Le sue parole sono forti, scrollano le corde della nostra anima:
L’odio genera solo altro odio, è inutile accanirsi ed essere spietati nei giudizi, ma il terrore lampante è questa insicurezza perenne, questo dubbio costante che ci fa restare col fiato sospeso, chiedendoci quale sarà la prossima destinazione, il prossimo bersaglio, i prossimi cuori che cesseranno di battere, le prossime lacrime di parenti di vittime innocenti.
A Bruxelles è stata messa in atto una iniziativa solidale per coprire gli asfalti e le piazze della città con gessetti colorati che scrivono messaggi di pace e speranza.

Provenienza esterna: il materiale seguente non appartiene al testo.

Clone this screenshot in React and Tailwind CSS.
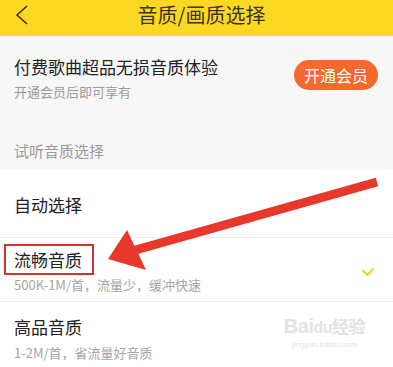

Matteo Salvini, cinico, dice che non basta qualche scritta pacifista coi gessetti colorati sulla strada per guarire dal male dell’Isis… ma è già un inizio, perché no.
Non bisogna dimenticare che esattamente dieci giorni fa, il 13 marzo, un altro attentato ha macchiato di rosso il mondo, rosso colore del fuoco e del sangue che non deve essere più versato, e non è soltanto sangue occidentale.
“L’attentato di Ankara del 13 marzo ha fatto 37 morti e più di cento feriti. È stato il secondo attacco nella capitale nell’arco di un mese, dopo quello in cui il 17 febbraio erano morte 29 persone. Se poi si considera anche l’attentato del 10 ottobre a Parigi, con 103 morti, allora gli atti di terrorismo diventano tre in cinque mesi”, scrive Murat Yetkin su Hürriyet Daily News. E con Bruxelles siamo a quattro attentati in cinque mesi.

Le violenze sono all’ordine del giorno, ma devono e possono essere combattute.
#JeSuisUnHomme
#JeSuisEuropeén
Questi gli hashtag che Sharing si propone di diffondere.
Forse arriverà un giorno in cui #Peace sarà l’unica parola che ci farà piangere…ma di gioia.

E voi cosa pensate al riguardo?
Che sentimenti avete di fronte a questo orrore?